MSCI has moved into the digital asset sphere for the first time through a collaboration with institutional digital asset investment product and services provider, Menai Financial Group.
Sparked by increasing institutional demand, the partnership between Menai and MSCI will see them develop tools for institutional investors in the blockchain and digital asset space including solutions around navigation, risk management and identifying emerging opportunities in this market.
It will also aim to help institutions better understand the relationship between the digital asset market and the traditional one, the pair revealed.
“Digital assets often get conflated with cryptocurrencies, but the market is far larger than that,” said Henry Fernandez, chairman and chief executive officer of MSCI.
“Applications associated with digital assets are transforming long-established technologies such as payment, trading and settlement systems, among others. While investors are eager to enter the digital asset market as it matures, there is need for a robust suite of tools to gain reliable insight into the space.”

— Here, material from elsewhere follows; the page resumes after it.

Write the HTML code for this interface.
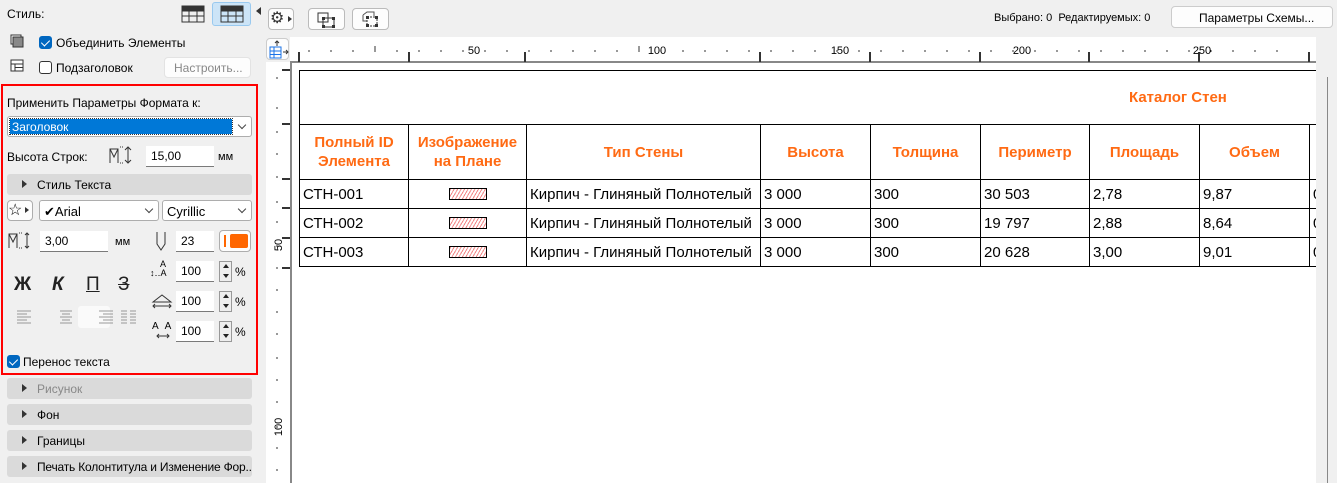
<!DOCTYPE html>
<html><head><meta charset="utf-8"><style>
*{box-sizing:border-box;margin:0;padding:0}
body{width:1337px;height:483px;overflow:hidden;background:#f0f0f0;font-family:"Liberation Sans",sans-serif;font-size:12px;color:#000;position:relative}
.a{position:absolute}
.inp{position:absolute;background:#fff;border-bottom:1px solid #7a7a7a;padding:3px 0 0 5px;font-size:12px;height:21px}
.sel{position:absolute;background:#fff;border:1px solid #adadad;border-radius:3px;height:21px;padding:3px 0 0 4px}
.sel:after{content:"";position:absolute;right:6px;top:5px;width:5px;height:5px;border-right:1px solid #444;border-bottom:1px solid #444;transform:rotate(45deg)}
.cb{position:absolute;width:13px;height:13px;border:1px solid #333;border-radius:3px;background:#fff}
.cb.on{background:#0067c0;border-color:#0067c0}
.cb.on:after{content:"";position:absolute;left:3px;top:1px;width:4px;height:7px;border-right:1.5px solid #fff;border-bottom:1.5px solid #fff;transform:rotate(45deg)}
.sec{position:absolute;left:7px;width:245px;height:21px;background:#dadada;border-radius:3px;padding:4px 0 0 30px;white-space:nowrap;overflow:hidden}
.sec:before{content:"";position:absolute;left:15px;top:6px;border-left:5px solid #333;border-top:4px solid transparent;border-bottom:4px solid transparent}
.spin{position:absolute;width:13px;height:21px;border:1px solid #999;background:#eee}
.spin:before{content:"";position:absolute;left:3px;top:2px;border-bottom:4px solid #222;border-left:3px solid transparent;border-right:3px solid transparent}
.spin:after{content:"";position:absolute;left:3px;top:12px;border-top:4px solid #222;border-left:3px solid transparent;border-right:3px solid transparent}
.btn{position:absolute;background:#fdfdfd;border:1px solid #ccc;border-radius:4px}
table{position:absolute;left:299px;top:70px;border-collapse:collapse;font-size:15px;table-layout:fixed}
td{border:1.5px solid #000;padding:0 3px;white-space:nowrap;overflow:hidden}
.h td{color:#ff6a13;font-weight:bold;font-size:15px;text-align:center;line-height:19px}
.r td{height:29px}
.hat{display:block;margin:0 auto;width:38px;height:12px;border:1px solid #000;background:repeating-linear-gradient(-60deg,#fff 0 2px,#f48a8a 2px 3px)}
</style></head><body>
<div class="a" style="left:7px;top:7px">Стиль:</div>
<svg class="a" style="left:181px;top:5px" width="24" height="18"><g fill="none" stroke="#333"><rect x="1" y="1" width="22" height="16"/><path d="M1 6h22M1 11h22M8 1v16M16 1v16"/></g><rect x="1" y="1" width="22" height="5" fill="#333"/></svg>
<div class="a" style="left:212px;top:2px;width:39px;height:24px;background:#cce4f7;border:1px solid #99c9ef;border-radius:3px"></div>
<svg class="a" style="left:220px;top:5px" width="24" height="18"><g fill="none" stroke="#333"><rect x="1" y="1" width="22" height="16"/><path d="M1 6h22M1 11h22M8 6v11M16 6v11"/></g><rect x="1" y="1" width="22" height="5" fill="#333"/></svg>
<svg class="a" style="left:10px;top:34px" width="14" height="14"><rect x="1" y="1" width="10" height="9" fill="#fff" stroke="#333"/><rect x="3" y="3" width="10" height="10" fill="#888" stroke="#333"/></svg>
<div class="cb on" style="left:39px;top:36px"></div><div class="a" style="left:56px;top:36px">Объединить Элементы</div>
<svg class="a" style="left:10px;top:59px" width="14" height="13"><rect x="1" y="1" width="12" height="11" fill="#fff" stroke="#333"/><path d="M1 5h12M5 5v7M5 8.5h8" stroke="#333" fill="none"/></svg>
<div class="cb" style="left:39px;top:61px"></div><div class="a" style="left:56px;top:61px">Подзаголовок</div>
<div class="btn" style="left:164px;top:57px;width:87px;height:21px;color:#888;padding:3px 0 0 9px;border-color:#e3e3e3">Настроить...</div>
<div class="a" style="left:1px;top:84px;width:257px;height:291px;border:2px solid #f00"></div>
<div class="a" style="left:7px;top:96px">Применить Параметры Формата к:</div>
<div class="sel" style="left:7px;top:116px;width:245px;height:21px;padding:2px"><div style="background:#0078d7;color:#fff;width:222px;height:15px;padding:1px 0 0 2px;outline:1px dotted #333">Заголовок</div></div>
<div class="a" style="left:7px;top:150px">Высота Строк:</div>
<svg class="a" style="left:108px;top:145px" width="26" height="20"><path d="M2 18V4h8v14M2 4l4 8 4-8" fill="none" stroke="#333"/><path d="M12 2h3M12 18h3" stroke="#333" stroke-dasharray="1 1"/><path d="M20 2v16M17 5l3-3 3 3M17 15l3 3 3-3" fill="none" stroke="#333"/></svg>
<div class="inp" style="left:146px;top:146px;width:68px">15,00</div>
<div class="a" style="left:218px;top:151px;font-size:11px">мм</div>
<div class="sec" style="top:174px">Стиль Текста</div>
<div class="btn" style="left:7px;top:200px;width:26px;height:21px;border-color:#adadad"></div>
<div class="a" style="left:8px;top:200px;font-size:16px">☆</div><div class="a" style="left:25px;top:207px;border-left:4px solid #333;border-top:3px solid transparent;border-bottom:3px solid transparent"></div>
<div class="sel" style="left:39px;top:200px;width:120px;font-size:13px">✔Arial</div>
<div class="sel" style="left:162px;top:200px;width:90px;font-size:13px">Cyrillic</div>
<svg class="a" style="left:7px;top:231px" width="26" height="18"><path d="M2 17V3h8v14M2 3l4 8 4-8" fill="none" stroke="#333"/><path d="M12 2h3M12 17h3" stroke="#333" stroke-dasharray="1 1"/><path d="M20 2v15M18 4l2-2 2 2M18 15l2 2 2-2" fill="none" stroke="#333"/></svg>
<div class="inp" style="left:40px;top:231px;width:68px">3,00</div>
<div class="a" style="left:115px;top:236px;font-size:11px">мм</div>
<svg class="a" style="left:155px;top:231px" width="12" height="20"><path d="M2 1v12l4 6 4-6V1" fill="none" stroke="#333"/></svg>
<div class="inp" style="left:176px;top:231px;width:38px">23</div>
<div class="btn" style="left:219px;top:230px;width:32px;height:22px;border-color:#adadad"><div class="a" style="left:4px;top:4px;width:2px;height:12px;background:#f60"></div><div class="a" style="left:10px;top:3px;width:18px;height:14px;background:#f60;border-radius:2px"></div></div>
<div class="a" style="left:14px;top:274px;font-size:19px;font-weight:bold;color:#222">Ж</div>
<div class="a" style="left:52px;top:274px;font-size:19px;font-weight:bold;font-style:italic;color:#222">К</div>
<div class="a" style="left:86px;top:274px;font-size:19px;color:#222;text-decoration:underline">П</div>
<div class="a" style="left:118px;top:274px;font-size:19px;color:#222;text-decoration:line-through">З</div>
<div class="a" style="left:78px;top:306px;width:32px;height:22px;background:#fafafa;border-radius:3px"></div>
<svg class="a" style="left:15px;top:310px" width="125" height="14" stroke="#999"><path d="M2 1h14M2 4h10M2 7h14M2 10h10M2 13h14M45 1h12M47 4h8M45 7h12M47 10h8M45 13h12M84 1h14M88 4h10M84 7h14M88 10h10M84 13h14M106 1h6M106 4h6M106 7h6M106 10h6M106 13h6M115 1h6M115 4h6M115 7h6M115 10h6M115 13h6"/></svg>
<div class="a" style="left:150px;top:260px;font-size:9px;line-height:9px">&nbsp;&nbsp;&nbsp;&nbsp;A<br>↕‥A</div>
<svg class="a" style="left:151px;top:293px" width="22" height="16"><path d="M2 9L11 2l9 7z" fill="none" stroke="#333"/><path d="M2 13h18M4 11l-2 2 2 2M18 11l2 2-2 2" fill="none" stroke="#333"/></svg>
<div class="a" style="left:152px;top:321px;font-size:10px;letter-spacing:6px">AA</div><svg class="a" style="left:156px;top:332px" width="14" height="8"><path d="M1 4h12M3 2L1 4l2 2M11 2l2 2-2 2" fill="none" stroke="#333"/></svg>
<div class="inp" style="left:176px;top:261px;width:38px">100</div><div class="spin" style="left:219px;top:261px"></div><div class="a" style="left:235px;top:265px">%</div>
<div class="inp" style="left:176px;top:291px;width:38px">100</div><div class="spin" style="left:219px;top:291px"></div><div class="a" style="left:235px;top:295px">%</div>
<div class="inp" style="left:176px;top:321px;width:38px">100</div><div class="spin" style="left:219px;top:321px"></div><div class="a" style="left:235px;top:325px">%</div>
<div class="cb on" style="left:7px;top:355px"></div><div class="a" style="left:23px;top:355px">Перенос текста</div>
<div class="sec" style="top:378px;color:#888">Рисунок</div>
<div class="sec" style="top:404px">Фон</div>
<div class="sec" style="top:430px">Границы</div>
<div class="sec" style="top:456px;letter-spacing:-0.2px">Печать Колонтитула и Изменение Фор...</div>
<div class="a" style="left:256px;top:7px;border-right:5px solid #333;border-top:4px solid transparent;border-bottom:4px solid transparent"></div>
<div class="btn" style="left:268px;top:8px;width:26px;height:22px;border-color:#bbb"></div><div class="a" style="left:270px;top:8px;font-size:16px;color:#333">⚙</div><div class="a" style="left:288px;top:16px;border-left:4px solid #333;border-top:3px solid transparent;border-bottom:3px solid transparent"></div>
<div class="btn" style="left:308px;top:8px;width:37px;height:22px;border-color:#bbb"></div>
<svg class="a" style="left:317px;top:12px" width="20" height="16"><rect x="1" y="1" width="10" height="9" fill="none" stroke="#333"/><rect x="6" y="6" width="11" height="9" fill="none" stroke="#333"/><g fill="#333"><rect x="5" y="5" width="3" height="3"/><rect x="15" y="5" width="3" height="3"/><rect x="5" y="13" width="3" height="3"/><rect x="15" y="13" width="3" height="3"/></g></svg>
<div class="btn" style="left:352px;top:8px;width:37px;height:22px;border-color:#bbb"></div>
<svg class="a" style="left:361px;top:11px" width="20" height="17"><path d="M2 4l4-3h7v4M2 4v6h4" fill="none" stroke="#555"/><rect x="6" y="6" width="10" height="9" fill="none" stroke="#333" stroke-dasharray="2 1"/><g fill="#333"><rect x="5" y="5" width="3" height="3"/><rect x="14" y="5" width="3" height="3"/><rect x="5" y="13" width="3" height="3"/><rect x="14" y="13" width="3" height="3"/></g></svg>
<div class="a" style="left:994px;top:12px;font-size:11px">Выбрано: 0&nbsp; Редактируемых: 0</div>
<div class="btn" style="left:1171px;top:6px;width:162px;height:22px;border-color:#ccc;padding:4px 0 0 27px;font-size:12px">Параметры Схемы...</div>
<div class="a" style="left:290px;top:37px;width:1026px;height:446px;background:#fff"></div>
<div class="a" style="left:266px;top:62px;width:24px;height:421px;background:#fff"></div>
<div class="btn" style="left:266px;top:38px;width:23px;height:22px;border-color:#ccc"></div>
<svg class="a" style="left:268px;top:40px" width="22" height="20"><path d="M9 1v5M7 3l2-2 2 2" stroke="#333" fill="none"/><rect x="2" y="7" width="11" height="11" fill="none" stroke="#1a73e8"/><path d="M2 11h11M2 14.5h11M6 7v11" stroke="#1a73e8"/><path d="M15 12h5M18 10l2 2-2 2" stroke="#333" fill="none"/></svg>
<div class="a" style="left:291px;top:61px;width:1025px;height:2px;background:#888"></div>
<div class="a" style="left:290px;top:61px;width:2px;height:422px;background:#888"></div>
<svg class="a" style="left:290px;top:37px" width="1026" height="25">
<g stroke="#333" stroke-width="1">
<path d="M19 13v2M41 13v2M63 13v2M85 9v6M107 13v2M129 13v2M151 13v2M173 13v2M195 13v2M217 13v2M239 13v2M261 13v2M283 13v2M305 13v2M327 13v2M349 9v6M371 13v2M393 13v2M415 13v2M437 13v2M459 13v2M481 13v2M503 13v2M525 13v2M547 13v2M569 13v2M591 13v2M613 13v2M635 13v2M657 13v2M679 13v2M701 13v2M723 13v2M745 13v2M767 13v2M789 13v2M811 13v2M833 13v2M855 13v2M877 13v2M899 13v2M921 13v2M943 13v2M965 13v2M987 13v2"/>
</g>
<g stroke="#333" stroke-width="2"><path d="M9 15v10M119 15v10M235 15v10M470 15v10M580 15v10M690 15v10M799 15v10M909 15v10M1019 15v10"/></g>
<g font-size="11" font-family="Liberation Sans" text-anchor="middle"><text x="184" y="17">50</text><text x="367" y="17">100</text><text x="550" y="17">150</text><text x="732" y="17">200</text><text x="912" y="17">250</text></g>
</svg>
<svg class="a" style="left:266px;top:62px" width="24" height="421">
<g stroke="#333"><path d="M10 16h2M10 46h2M10 70h2M10 92h2M10 115h2M10 140h2M10 160h2M10 184h2M10 206h2M10 228h2M10 250h2M10 272h2M10 296h2M10 318h2M10 340h2M10 365h2M10 386h2M10 408h2"/></g>
<g stroke="#333" stroke-width="2"><path d="M16 8h8M16 62h8M16 117h8M16 146h8M16 176h8M16 206h8"/></g>
<g font-size="11" font-family="Liberation Sans" text-anchor="middle"><text transform="translate(16 183) rotate(-90)">50</text><text transform="translate(16 365) rotate(-90)">100</text></g>
</svg>
<div class="a" style="left:291px;top:63px;width:1025px;height:420px;overflow:hidden">
<table style="left:8px;top:7px;width:1030px">
<colgroup><col style="width:109px"><col style="width:118px"><col style="width:234px"><col style="width:110px"><col style="width:110px"><col style="width:109px"><col style="width:110px"><col style="width:110px"><col style="width:20px"></colgroup>
<tr class="h"><td colspan="9" style="height:54px;text-align:left;padding-left:829px;border-right:none">Каталог Стен</td></tr>
<tr class="h"><td style="height:55px">Полный ID<br>Элемента</td><td>Изображение<br>на Плане</td><td>Тип Стены</td><td>Высота</td><td>Толщина</td><td>Периметр</td><td>Площадь</td><td>Объем</td><td></td></tr>
<tr class="r"><td>СТН-001</td><td><span class="hat"></span></td><td>Кирпич - Глиняный Полнотелый</td><td>3 000</td><td>300</td><td>30 503</td><td>2,78</td><td>9,87</td><td>0</td></tr>
<tr class="r"><td>СТН-002</td><td><span class="hat"></span></td><td>Кирпич - Глиняный Полнотелый</td><td>3 000</td><td>300</td><td>19 797</td><td>2,88</td><td>8,64</td><td>0</td></tr>
<tr class="r"><td>СТН-003</td><td><span class="hat"></span></td><td>Кирпич - Глиняный Полнотелый</td><td>3 000</td><td>300</td><td>20 628</td><td>3,00</td><td>9,01</td><td>0</td></tr>
</table>
</div>
<div class="a" style="left:1316px;top:37px;width:21px;height:446px;background:#f0f0f0"></div>
<div class="a" style="left:1327px;top:77px;width:1px;height:406px;background:#888"></div>
</body></html>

The development follows a report by Coalition Greenwich earlier this month that found that institutional investors have begun to have an influence over the digital asset market.
Originally designed to accommodate the needs to retail and high-net worth investors, Coalition found that digital asset infrastructure and its development was now being moulded by demand from institutional investors as well.
“Institutional players are keen to participate in the digital asset markets, but have historically struggled to find the means to do so in a way that meets the high standards of professionalism, scale, risk management, security and rigor required by traditional financial markets,” said Zoe Cruz, founder and chief executive of Menai Financial Group.